Wednesday, May 11, 2022

New Study Finds that Switching from Smoking to Vaping Reduces Heart Disease Risk by 34%

A new study published just days ago in the journal Circulation reported that adults who exclusively use electronic cigarettes experience a 34% reduction in their risk of heart disease. 

(See: Berlowitz JB, et al. E-cigarette use and risk of cardiovascular disease: A longitudinal analysis of the PATH study (2013-2019). Circulation 2022; DOI: 10.1161/CIRCULATIONAHA.121.057369.)

The study used a longitudinal design, following approximately 32,000 adults over a six-year period from 2013 to 2019. E-cigarette use and tobacco cigarette use were assessed periodically, as was self-reported heart disease, including a heart attack, heart failure, or stroke. The study examined the risk of incident heart disease for smokers compared to exclusive e-cigarette users, dual users, and nonsmokers, while controlling for age, sex, race/ethnicity, education, body mass index, hypertension, high cholesterol, diabetes, and family history of heart disease.

Compared to nonsmokers, smokers experienced a risk of heart disease that was 1.8 times higher and this difference was statistically significant. Compared to nonsmokers, exclusive e-cigarette users experienced a risk of heart disease that was not statistically different. Thus, the study confirmed a strong link between smoking and heart disease, but did not find any evidence of a link between vaping and heart disease.

Compared to smokers, exclusive e-cigarette users experienced a risk of heart disease that was 34% lower and this difference was statistically significant.

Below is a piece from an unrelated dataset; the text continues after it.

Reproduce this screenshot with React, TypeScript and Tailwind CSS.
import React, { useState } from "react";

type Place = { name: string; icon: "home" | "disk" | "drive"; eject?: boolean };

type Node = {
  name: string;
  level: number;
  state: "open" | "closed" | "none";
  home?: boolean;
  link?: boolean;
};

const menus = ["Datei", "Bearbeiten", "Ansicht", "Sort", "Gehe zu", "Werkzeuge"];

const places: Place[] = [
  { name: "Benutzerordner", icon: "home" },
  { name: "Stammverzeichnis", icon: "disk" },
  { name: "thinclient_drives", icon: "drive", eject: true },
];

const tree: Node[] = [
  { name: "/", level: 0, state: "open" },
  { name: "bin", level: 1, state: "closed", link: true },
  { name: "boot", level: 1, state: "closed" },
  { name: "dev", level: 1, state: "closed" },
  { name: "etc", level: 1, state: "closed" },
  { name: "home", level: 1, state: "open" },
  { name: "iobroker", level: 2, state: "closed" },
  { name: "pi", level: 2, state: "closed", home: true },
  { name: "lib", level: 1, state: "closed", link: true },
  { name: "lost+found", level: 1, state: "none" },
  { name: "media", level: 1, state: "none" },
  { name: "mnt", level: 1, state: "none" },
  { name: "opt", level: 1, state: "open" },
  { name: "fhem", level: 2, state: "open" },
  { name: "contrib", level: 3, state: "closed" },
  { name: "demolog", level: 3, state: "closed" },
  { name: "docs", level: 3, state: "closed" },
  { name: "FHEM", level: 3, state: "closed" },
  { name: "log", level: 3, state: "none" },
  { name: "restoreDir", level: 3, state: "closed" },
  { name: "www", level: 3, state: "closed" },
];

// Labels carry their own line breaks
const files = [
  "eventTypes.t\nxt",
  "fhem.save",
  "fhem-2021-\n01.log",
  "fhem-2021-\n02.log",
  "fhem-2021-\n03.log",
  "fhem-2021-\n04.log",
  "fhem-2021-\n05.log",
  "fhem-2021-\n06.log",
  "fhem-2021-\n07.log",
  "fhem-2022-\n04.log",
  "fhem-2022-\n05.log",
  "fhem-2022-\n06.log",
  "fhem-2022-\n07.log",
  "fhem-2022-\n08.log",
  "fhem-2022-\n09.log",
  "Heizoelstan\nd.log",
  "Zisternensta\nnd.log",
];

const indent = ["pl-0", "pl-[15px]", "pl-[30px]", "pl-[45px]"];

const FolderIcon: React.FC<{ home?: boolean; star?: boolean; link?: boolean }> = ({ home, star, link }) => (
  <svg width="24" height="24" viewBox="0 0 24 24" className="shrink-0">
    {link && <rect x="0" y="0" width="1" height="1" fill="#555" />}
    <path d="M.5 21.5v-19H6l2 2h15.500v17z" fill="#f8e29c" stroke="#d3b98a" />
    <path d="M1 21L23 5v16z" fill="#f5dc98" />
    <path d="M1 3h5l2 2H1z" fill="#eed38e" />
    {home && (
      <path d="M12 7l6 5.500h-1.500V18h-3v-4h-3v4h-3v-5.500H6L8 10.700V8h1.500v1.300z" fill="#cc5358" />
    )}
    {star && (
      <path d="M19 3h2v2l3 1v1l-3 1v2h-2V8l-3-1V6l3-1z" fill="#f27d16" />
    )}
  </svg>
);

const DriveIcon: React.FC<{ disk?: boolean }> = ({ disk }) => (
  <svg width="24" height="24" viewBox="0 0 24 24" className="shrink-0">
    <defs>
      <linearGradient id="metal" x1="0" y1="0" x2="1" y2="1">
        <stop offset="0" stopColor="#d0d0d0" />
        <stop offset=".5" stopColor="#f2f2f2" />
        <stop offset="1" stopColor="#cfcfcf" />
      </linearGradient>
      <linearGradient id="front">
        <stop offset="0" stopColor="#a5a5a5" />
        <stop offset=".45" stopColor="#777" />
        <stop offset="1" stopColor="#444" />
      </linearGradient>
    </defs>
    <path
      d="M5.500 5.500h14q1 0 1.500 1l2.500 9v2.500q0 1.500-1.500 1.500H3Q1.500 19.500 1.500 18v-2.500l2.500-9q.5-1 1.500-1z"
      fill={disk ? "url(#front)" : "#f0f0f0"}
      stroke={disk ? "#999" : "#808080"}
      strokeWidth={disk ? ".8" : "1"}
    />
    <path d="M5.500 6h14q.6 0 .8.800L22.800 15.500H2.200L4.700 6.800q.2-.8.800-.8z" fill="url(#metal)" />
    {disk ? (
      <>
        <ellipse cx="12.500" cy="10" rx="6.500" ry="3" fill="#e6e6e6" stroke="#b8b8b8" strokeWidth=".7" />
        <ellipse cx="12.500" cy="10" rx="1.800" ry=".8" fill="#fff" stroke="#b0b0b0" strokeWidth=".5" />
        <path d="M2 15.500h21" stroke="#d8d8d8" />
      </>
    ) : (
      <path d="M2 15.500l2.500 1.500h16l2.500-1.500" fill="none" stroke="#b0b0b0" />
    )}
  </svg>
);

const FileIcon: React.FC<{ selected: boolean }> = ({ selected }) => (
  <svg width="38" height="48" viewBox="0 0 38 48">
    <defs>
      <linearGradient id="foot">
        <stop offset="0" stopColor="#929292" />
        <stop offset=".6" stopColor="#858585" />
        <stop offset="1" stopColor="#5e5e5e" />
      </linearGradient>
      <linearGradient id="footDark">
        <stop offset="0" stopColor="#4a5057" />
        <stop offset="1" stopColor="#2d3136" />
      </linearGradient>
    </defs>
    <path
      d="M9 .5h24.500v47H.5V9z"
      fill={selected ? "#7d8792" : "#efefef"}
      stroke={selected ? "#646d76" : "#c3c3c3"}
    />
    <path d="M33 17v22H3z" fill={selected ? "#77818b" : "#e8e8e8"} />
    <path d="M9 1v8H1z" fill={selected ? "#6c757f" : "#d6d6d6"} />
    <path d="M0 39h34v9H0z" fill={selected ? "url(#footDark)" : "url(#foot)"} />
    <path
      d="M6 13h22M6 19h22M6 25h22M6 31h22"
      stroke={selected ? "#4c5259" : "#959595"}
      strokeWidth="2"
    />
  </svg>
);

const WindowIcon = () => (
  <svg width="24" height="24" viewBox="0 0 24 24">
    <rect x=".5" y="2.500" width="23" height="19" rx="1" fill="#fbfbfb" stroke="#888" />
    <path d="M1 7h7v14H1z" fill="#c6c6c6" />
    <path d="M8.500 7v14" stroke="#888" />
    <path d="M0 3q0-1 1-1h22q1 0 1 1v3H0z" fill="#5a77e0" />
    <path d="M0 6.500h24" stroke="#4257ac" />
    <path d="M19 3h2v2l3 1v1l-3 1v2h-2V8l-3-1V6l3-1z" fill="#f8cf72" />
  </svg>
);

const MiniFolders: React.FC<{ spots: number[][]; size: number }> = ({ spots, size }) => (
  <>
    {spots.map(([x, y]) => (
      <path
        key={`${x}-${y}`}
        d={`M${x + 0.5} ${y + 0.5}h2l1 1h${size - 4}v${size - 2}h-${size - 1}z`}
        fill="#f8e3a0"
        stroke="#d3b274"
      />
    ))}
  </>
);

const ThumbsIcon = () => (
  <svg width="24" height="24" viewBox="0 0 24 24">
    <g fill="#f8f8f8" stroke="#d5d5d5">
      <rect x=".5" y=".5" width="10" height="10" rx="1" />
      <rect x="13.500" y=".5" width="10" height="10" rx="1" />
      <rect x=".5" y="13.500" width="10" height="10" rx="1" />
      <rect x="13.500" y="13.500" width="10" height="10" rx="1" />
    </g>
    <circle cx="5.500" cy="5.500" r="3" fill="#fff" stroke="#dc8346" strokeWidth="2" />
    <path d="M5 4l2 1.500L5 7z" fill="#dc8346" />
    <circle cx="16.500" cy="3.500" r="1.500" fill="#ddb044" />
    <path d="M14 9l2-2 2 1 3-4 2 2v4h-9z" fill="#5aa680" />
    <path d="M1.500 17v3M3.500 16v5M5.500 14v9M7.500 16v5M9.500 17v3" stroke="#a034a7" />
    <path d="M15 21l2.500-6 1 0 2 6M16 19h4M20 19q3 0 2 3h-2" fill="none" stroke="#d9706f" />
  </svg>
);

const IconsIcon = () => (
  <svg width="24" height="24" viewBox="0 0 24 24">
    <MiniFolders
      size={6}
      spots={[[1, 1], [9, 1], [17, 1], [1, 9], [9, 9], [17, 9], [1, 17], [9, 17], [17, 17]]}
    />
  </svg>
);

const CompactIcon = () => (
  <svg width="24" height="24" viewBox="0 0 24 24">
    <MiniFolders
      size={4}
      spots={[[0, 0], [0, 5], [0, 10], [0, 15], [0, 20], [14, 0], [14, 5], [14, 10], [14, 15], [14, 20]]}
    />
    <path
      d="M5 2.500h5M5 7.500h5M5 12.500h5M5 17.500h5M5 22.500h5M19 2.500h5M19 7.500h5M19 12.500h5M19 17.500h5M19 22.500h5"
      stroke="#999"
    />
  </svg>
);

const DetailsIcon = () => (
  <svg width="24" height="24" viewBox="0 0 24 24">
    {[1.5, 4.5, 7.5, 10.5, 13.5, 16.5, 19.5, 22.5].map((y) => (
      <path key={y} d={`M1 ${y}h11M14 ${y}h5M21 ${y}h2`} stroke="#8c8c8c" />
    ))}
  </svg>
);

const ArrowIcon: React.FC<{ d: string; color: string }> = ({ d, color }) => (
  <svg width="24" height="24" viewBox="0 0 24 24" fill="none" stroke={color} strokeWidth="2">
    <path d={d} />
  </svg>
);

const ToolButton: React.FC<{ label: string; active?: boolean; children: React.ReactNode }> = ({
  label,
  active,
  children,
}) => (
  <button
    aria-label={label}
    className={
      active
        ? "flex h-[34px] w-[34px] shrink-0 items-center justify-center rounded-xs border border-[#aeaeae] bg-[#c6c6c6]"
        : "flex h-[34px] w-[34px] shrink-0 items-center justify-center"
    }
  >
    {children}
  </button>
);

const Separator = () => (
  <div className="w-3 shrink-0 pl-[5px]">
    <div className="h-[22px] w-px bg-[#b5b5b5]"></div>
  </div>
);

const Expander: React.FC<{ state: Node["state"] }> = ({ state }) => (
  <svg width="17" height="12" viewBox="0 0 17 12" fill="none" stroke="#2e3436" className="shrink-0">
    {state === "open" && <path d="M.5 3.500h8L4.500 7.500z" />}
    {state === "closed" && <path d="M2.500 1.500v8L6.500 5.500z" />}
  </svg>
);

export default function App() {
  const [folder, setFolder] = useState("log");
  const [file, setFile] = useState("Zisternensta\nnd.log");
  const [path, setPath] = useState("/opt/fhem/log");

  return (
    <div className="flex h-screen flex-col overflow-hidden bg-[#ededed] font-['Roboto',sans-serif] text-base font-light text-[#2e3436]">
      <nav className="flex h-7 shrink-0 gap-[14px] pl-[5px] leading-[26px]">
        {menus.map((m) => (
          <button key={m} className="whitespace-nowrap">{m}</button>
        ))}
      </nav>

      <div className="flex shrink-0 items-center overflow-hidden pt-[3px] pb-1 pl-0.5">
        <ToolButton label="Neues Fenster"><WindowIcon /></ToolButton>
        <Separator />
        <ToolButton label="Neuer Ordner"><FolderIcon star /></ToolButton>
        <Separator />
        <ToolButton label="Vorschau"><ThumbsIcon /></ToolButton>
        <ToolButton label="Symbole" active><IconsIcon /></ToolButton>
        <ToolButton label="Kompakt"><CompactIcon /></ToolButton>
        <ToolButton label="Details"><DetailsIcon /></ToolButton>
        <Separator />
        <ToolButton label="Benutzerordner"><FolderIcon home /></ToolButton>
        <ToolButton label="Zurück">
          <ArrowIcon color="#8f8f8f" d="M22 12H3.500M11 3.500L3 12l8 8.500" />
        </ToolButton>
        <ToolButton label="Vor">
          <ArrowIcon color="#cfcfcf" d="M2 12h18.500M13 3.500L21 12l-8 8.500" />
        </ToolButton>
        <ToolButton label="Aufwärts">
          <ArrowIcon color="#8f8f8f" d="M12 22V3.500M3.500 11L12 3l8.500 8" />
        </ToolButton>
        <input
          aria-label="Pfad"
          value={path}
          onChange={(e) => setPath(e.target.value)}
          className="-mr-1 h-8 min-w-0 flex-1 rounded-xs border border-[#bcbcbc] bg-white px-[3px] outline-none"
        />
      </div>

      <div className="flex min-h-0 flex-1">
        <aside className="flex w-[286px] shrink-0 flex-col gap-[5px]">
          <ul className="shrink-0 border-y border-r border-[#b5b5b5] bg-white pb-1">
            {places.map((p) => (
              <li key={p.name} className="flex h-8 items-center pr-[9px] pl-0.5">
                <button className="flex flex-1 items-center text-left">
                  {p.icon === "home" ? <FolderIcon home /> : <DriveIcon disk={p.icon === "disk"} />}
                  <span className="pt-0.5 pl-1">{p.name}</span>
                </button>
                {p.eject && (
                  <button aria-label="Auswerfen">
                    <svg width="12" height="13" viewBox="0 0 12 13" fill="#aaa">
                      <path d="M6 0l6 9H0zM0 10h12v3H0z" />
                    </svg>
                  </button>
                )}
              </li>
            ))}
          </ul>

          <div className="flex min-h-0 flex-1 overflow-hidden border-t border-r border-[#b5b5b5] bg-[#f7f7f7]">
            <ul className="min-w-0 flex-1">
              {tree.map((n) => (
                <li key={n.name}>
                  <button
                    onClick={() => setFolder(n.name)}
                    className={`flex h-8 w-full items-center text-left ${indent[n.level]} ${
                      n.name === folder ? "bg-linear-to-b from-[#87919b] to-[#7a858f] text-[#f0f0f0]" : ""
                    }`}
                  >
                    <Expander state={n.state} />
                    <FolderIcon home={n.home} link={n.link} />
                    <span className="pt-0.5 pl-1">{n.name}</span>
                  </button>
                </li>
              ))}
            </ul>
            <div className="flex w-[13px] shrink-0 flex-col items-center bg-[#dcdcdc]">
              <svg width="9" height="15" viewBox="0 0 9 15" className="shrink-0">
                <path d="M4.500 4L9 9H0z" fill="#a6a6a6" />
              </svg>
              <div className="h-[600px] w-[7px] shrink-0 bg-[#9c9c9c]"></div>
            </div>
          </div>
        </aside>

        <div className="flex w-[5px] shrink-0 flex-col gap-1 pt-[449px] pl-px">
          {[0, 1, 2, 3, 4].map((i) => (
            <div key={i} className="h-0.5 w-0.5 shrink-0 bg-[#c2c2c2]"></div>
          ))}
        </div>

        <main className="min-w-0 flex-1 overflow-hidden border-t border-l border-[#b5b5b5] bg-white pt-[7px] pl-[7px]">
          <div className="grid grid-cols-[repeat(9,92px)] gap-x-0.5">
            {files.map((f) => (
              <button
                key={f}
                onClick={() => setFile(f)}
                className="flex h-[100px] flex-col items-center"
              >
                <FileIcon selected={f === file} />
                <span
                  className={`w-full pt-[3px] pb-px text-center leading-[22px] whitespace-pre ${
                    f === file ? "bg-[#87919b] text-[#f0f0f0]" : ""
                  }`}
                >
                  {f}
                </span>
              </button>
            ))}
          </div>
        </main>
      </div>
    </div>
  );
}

Importantly, the health benefits of switching to vaping were only present for exclusive e-cigarette users. Dual users of both e-cigarettes and cigarettes did not experience any decline in their risk of heart disease.

The Rest of the Story

Public health organizations should be ecstatic about the results of this research. It is ground-breaking research because it provides the first longitudinal assessment of heart disease risk that compares smokers and exclusive vapers. The finding of a 34% decline in heart disease risk among vapers is a game changer. We already knew that vaping was much safer than smoking. However, this is the first time that we have an estimate that quantifies the difference in terms of disease risk. A 34% reduction in heart disease risk is a critically important finding that has major and immediate implications for electronic cigarette policy.

Despite this great news, the American Heart Association chose not to emphasize the tremendous health benefits of quitting smoking and switching to electronic cigarettes. Instead, the American Heart Association headlines seemingly boasted about the finding that dual use had no observed health benefits.

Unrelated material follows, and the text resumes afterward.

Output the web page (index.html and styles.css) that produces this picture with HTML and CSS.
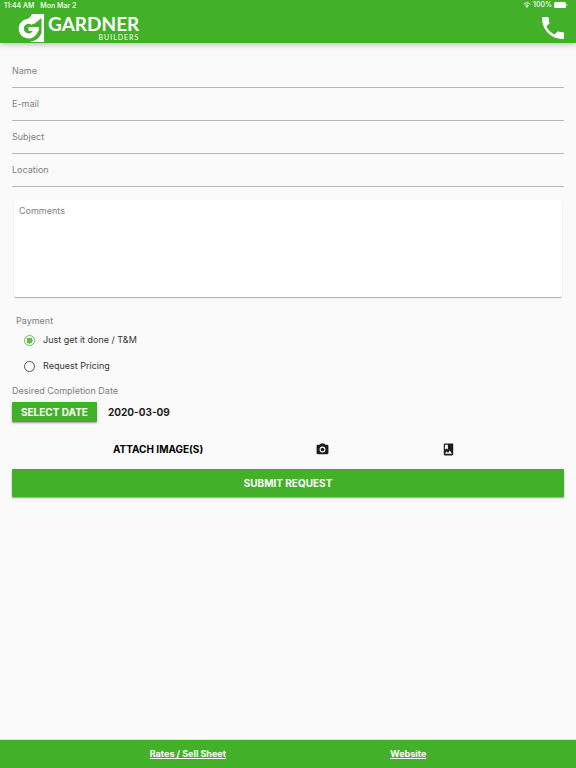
FILE: index.html
```html
<!DOCTYPE html>
<html lang="en">
<head>
<meta charset="utf-8">
<meta name="viewport" content="width=device-width, initial-scale=1">
<title>Gardner Builders</title>
<link rel="stylesheet" href="styles.css">
</head>
<body>
<header class="header">
  <div class="status">
    <span>11:44 AM</span>
    <span>Mon Mar 2</span>
    <span class="status-right">
      <svg width="8" height="6" viewBox="0 0 16 12" aria-hidden="true"><path d="M1.5 4.5a9.5 9.5 0 0 1 13 0M4 7.5a6 6 0 0 1 8 0" fill="none" stroke="#fff" stroke-width="2"/><path d="M5.8 9.2a3.3 3.3 0 0 1 4.4 0L8 11.800z" fill="#fff"/></svg>
      <span>100%</span>
      <svg width="14" height="6" viewBox="0 0 14 6" aria-hidden="true"><rect width="12" height="6" rx="1.5" fill="#fff"/><path d="M13 2v2" stroke="#fff" stroke-opacity=".6"/></svg>
    </span>
  </div>
  <div class="bar">
    <div class="logo">
      <svg width="26" height="28" viewBox="0 0 26 28" aria-hidden="true">
        <path d="M14 0H26V28H12Q21 26 23.500 19V4L16 10L8 5.500Q12 4.500 14 0Z" fill="#fff"/>
        <path d="M15.500 9.200A7.300 7.300 0 1 0 17.800 15.500" fill="none" stroke="#fff" stroke-width="5"/>
        <path d="M10.500 13H21V17H10.500Z" fill="#fff"/>
      </svg>
      <div class="logo-text">
        <span class="logo-name">GARDNER</span>
        <span class="logo-sub">BUILDERS</span>
      </div>
    </div>
    <button class="call" type="button" aria-label="Call"><svg width="22" height="22" viewBox="3 3 18 18" aria-hidden="true"><path fill="#fff" d="M6.620 10.790c1.440 2.830 3.760 5.140 6.590 6.590l2.200-2.200c.27-.27.67-.36 1.020-.24 1.120.37 2.330.57 3.570.57.550 0 1 .45 1 1V20c0 .55-.45 1-1 1-9.390 0-17-7.610-17-17 0-.55.45-1 1-1h3.500c.55 0 1 .45 1 1 0 1.250.2 2.450.57 3.570.11.35.03.74-.25 1.020l-2.200 2.200z"/></svg></button>
  </div>
</header>
<main class="main">
  <form class="form">
    <input class="field" type="text" placeholder="Name" aria-label="Name">
    <input class="field" type="email" placeholder="E-mail" aria-label="E-mail">
    <input class="field" type="text" placeholder="Subject" aria-label="Subject">
    <input class="field" type="text" placeholder="Location" aria-label="Location">
    <textarea class="comments" placeholder="Comments" aria-label="Comments"></textarea>
    <fieldset class="payment">
      <legend>Payment</legend>
      <label class="option"><input type="radio" name="payment" checked>Just get it done / T&amp;M</label>
      <label class="option"><input type="radio" name="payment">Request Pricing</label>
    </fieldset>
    <div class="date-title">Desired Completion Date</div>
    <div class="date">
      <button class="btn" type="button">SELECT DATE</button>
      <span>2020-03-09</span>
    </div>
    <div class="attach">
      <span>ATTACH IMAGE(S)</span>
      <button type="button" aria-label="Take photo"><svg width="13" height="13" viewBox="1 1 22 22" aria-hidden="true"><path fill="#1c1c1c" fill-rule="evenodd" d="M9 2 7.170 4H4c-1.100 0-2 .9-2 2v12c0 1.100.9 2 2 2h16c1.100 0 2-.9 2-2V6c0-1.100-.9-2-2-2h-3.170L15 2H9zm3 15a5 5 0 1 1 0-10 5 5 0 0 1 0 10z"/><circle cx="12" cy="12" r="3" fill="#1c1c1c"/></svg></button>
      <button type="button" aria-label="Choose from album"><svg width="13" height="13" viewBox="1 1 22 22" aria-hidden="true"><path fill="#1c1c1c" fill-rule="evenodd" d="M18 2H6c-1.100 0-2 .9-2 2v16c0 1.100.9 2 2 2h12c1.100 0 2-.9 2-2V4c0-1.100-.9-2-2-2zM6 4h5v8l-2.500-1.500L6 12V4zm0 15 3-3.860 2.140 2.580 3-3.860L18 19H6z"/></svg></button>
    </div>
    <button class="btn submit" type="submit">SUBMIT REQUEST</button>
  </form>
</main>
<footer class="footer">
  <a href="#rates">Rates / Sell Sheet</a>
  <a href="#website">Website</a>
</footer>
</body>
</html>
```
FILE: styles.css
```css
* { box-sizing: border-box; }
body {
  margin: 0;
  min-height: 100vh;
  display: flex;
  flex-direction: column;
  background: #fafafa;
  color: #222;
  font: 9px/12px Inter, "Liberation Sans", sans-serif;
}
button { border: 0; padding: 0; background: none; font: inherit; color: inherit; cursor: pointer; }
svg { display: block; }
.header { background: #43b02a; color: #fff; box-shadow: 0 1px 6px rgba(0, 0, 0, .3); }
.status { display: flex; gap: 6px; padding: 0 8px 0 4px; font-size: 7px; font-weight: 500; }
.status-right { display: flex; align-items: center; gap: 2px; height: 10px; margin-left: auto; }
.bar { display: flex; align-items: center; justify-content: space-between; height: 31px; padding: 0 12px 0 18px; }
.logo { display: flex; align-items: center; gap: 4px; }
.logo-text { display: flex; flex-direction: column; align-items: flex-end; font-family: Lato, sans-serif; }
.logo-name { font-size: 19px; line-height: 19px; font-weight: 700; }
.logo-sub { font-size: 7px; line-height: 8px; letter-spacing: 1px; }
.main { flex: 1; padding: 12px; }
.form { display: flex; flex-direction: column; }
.field {
  width: 100%;
  height: 33px;
  padding: 0 0 1px;
  border: 0;
  border-bottom: 1px solid #b8b8b8;
  border-radius: 0;
  background: none;
  color: inherit;
  font: inherit;
}
::placeholder { color: #808080; opacity: 1; }
.comments {
  height: 97px;
  margin: 13px 2px 0;
  padding: 5px;
  border: 0;
  border-radius: 2px;
  background: #fff;
  box-shadow: 0 1px 1px rgba(0, 0, 0, .3);
  font: inherit;
  resize: none;
}
.payment { margin: 18px 0 0; padding: 0 4px; border: 0; color: #808080; }
.payment legend { padding: 0; }
.option { display: flex; align-items: center; gap: 8px; height: 26px; padding-left: 8px; color: #333; }
.option input {
  appearance: none;
  width: 11px;
  height: 11px;
  margin: 0;
  border: 1px solid #555;
  border-radius: 50%;
}
.option input:checked { border-color: #62bf4d; background: radial-gradient(circle, #62bf4d 0 3px, transparent 3px); }
.date-title { margin-top: 6px; color: #808080; }
.date { display: flex; align-items: center; gap: 11px; margin-top: 5px; font-size: 10px; font-weight: 700; }
.btn {
  height: 20px;
  padding: 0 9px;
  border-radius: 1px;
  background: #43b02a;
  color: #fff;
  font-size: 10px;
  font-weight: 700;
  box-shadow: 0 1px 2px rgba(0, 0, 0, .4);
}
.attach {
  display: flex;
  align-items: center;
  justify-content: space-between;
  height: 40px;
  margin-top: 7px;
  padding: 0 109px 0 101px;
  color: #000;
  font-size: 10px;
  font-weight: 700;
}
.submit { height: 28px; }
.footer {
  display: flex;
  align-items: center;
  justify-content: space-between;
  height: 28px;
  padding: 0 26%;
  background: #43b02a;
  color: #fff;
  font-weight: 700;
  box-shadow: 0 0 1px rgba(0, 0, 0, .5);
}
.footer a { color: inherit; }
```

In fact, the headline of the American Heart Association's press release about this study reads: "No health benefits among adults who used both e-cigarettes and traditional cigarettes." Moreover, the press release actually downplayed the finding that vapers experienced a 34% decline in heart disease risk. 

The American Heart Association's irresponsible reporting of the results of this study should come as no surprise, as the organization has had a strong bias against vaping for the past decade. It is almost inconceivable to me that the American Heart Association would boast about the lack of health benefits for dual users while nearly ignoring the game changing finding that switching from smoking to exclusive vaping appears to substantially reduce heart disease risk. For an organization whose mission is to reduce heart disease, their actions suggest exactly the opposite desire. The American Heart Association's continued demonization of vaping is - we now know - contributing to an increase, not a decrease, in heart disease because it is discouraging smokers from switching to vaping.

These research findings are critically important because they completely change the picture regarding the FDA's calculus in evaluating pre-market tobacco applications for e-cigarettes. In order to deny applications, the FDA has to conclude that the benefits of introducing the product will outweigh the costs of youth use of the product. This research establishes that the benefits of electronic cigarette use for smokers are immense. It is hard to imagine how this benefit could be outweighed by youth e-cigarette use, with the exception of products that have a high addiction potential, such as those which use nicotine salts or have very high nicotine levels.

At this point, the sound thing for the FDA to do is to simply approve the applications for all products that do not use nicotine salts and do not have nicotine levels above a certain level (for example, 20-24 mg). Unfortunately, it currently appears that the FDA is basically going to deny applications for all pod systems and for all flavors other than tobacco. This will decimate the e-cigarette market, lead to a potentially dangerous black market, and ultimately, increase disease rates by discouraging smokers from switching to vaping and causing many ex-smokers to return to smoking.

This study should cause the FDA to stop everything they are doing and re-assess the balance between the benefits and costs of making vaping products available to adult smokers. Rather than ban 99% of these products, which the agency seems poised to do, it should allow most of these products to remain on the market. However, I believe that the agency should also promulgate a rule that limits the sale of all tobacco and nicotine products to stores that exclusively sell these products and are only open to adults ages 21 and older. This is the best way to balance the risks and benefits of vaping.

Unfortunately, I have little doubt that the FDA will continue with its plan to eliminate 99% of the e-cigarette market. With that plan, they are also going to eliminate tens of thousands of lives.